Glossary for the Dummies
- Revenue: Think of it as the money coming into the company’s cash register. More revenue generally means the company is selling more cars and doing well (but it’s not the only thing to look at).
- Net Profit: This is the money left over after all the bills are paid. It’s like your paycheck after you’ve taken care of your rent, groceries, and other expenses.
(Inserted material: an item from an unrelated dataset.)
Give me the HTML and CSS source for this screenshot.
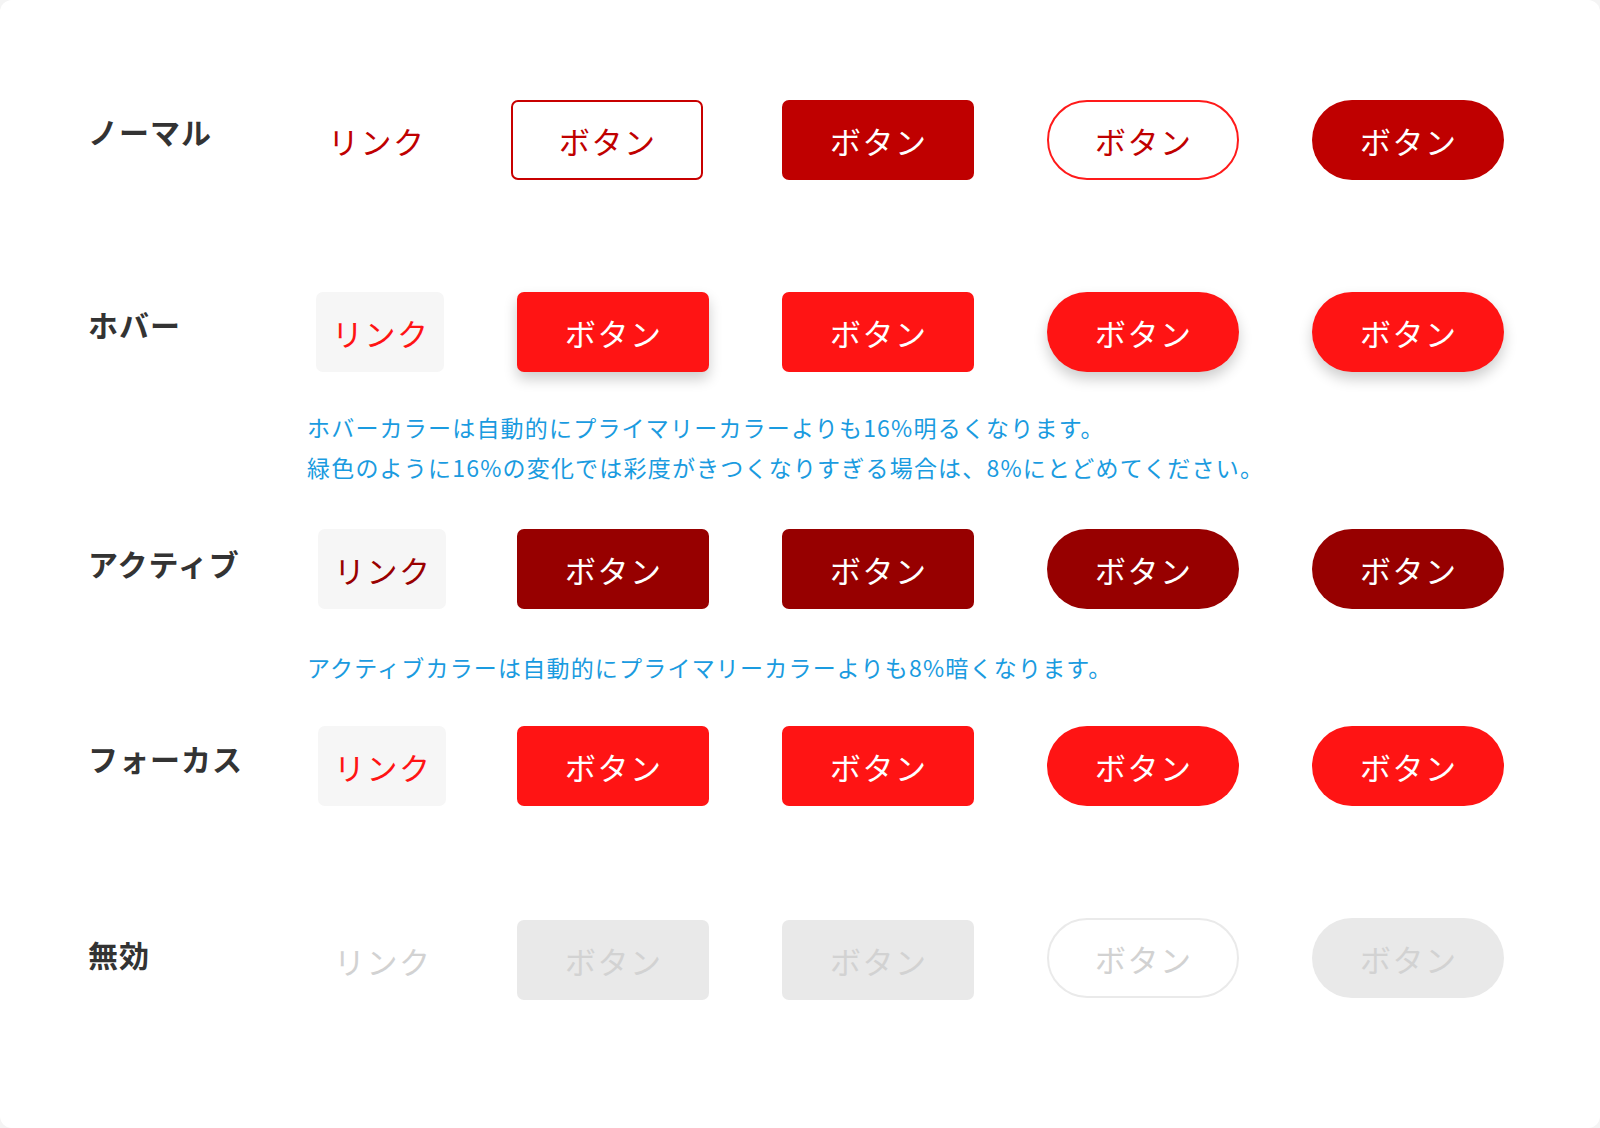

A healthy net profit is important so the company can reinvest in itself and keep growing.
- Profit Margin: Imagine a lemonade stand: if they make ₹100 selling lemonade, but spend ₹90 on supplies, their profit margin is only 10%. A smaller profit margin means less money left over for good stuff, even if they sell a lot.
- Return on Equity (ROE): Imagine you and a friend invest ₹1,000 each to start that lemonade stand. If after a month you’ve only made ₹50 profit, your ROE is pretty low. Investors look for high ROE, meaning their money is working hard for them.
- Price-to-Earnings Ratio (P/E): This is where things get a bit trickier. Think of a stock like buying a slice of a company. If the company makes ₹10 profit per slice (share), and you pay ₹50 for a slice, the P/E ratio is 5. This can tell you if the stock price is reasonable, or if investors are overexcited (high P/E means high expectations for the future!).
- EBITDA Margin: This is like operating profit – how well the company does just by running the business. It ignores things like debt and taxes, which helps compare different companies more easily but it’s not the whole picture.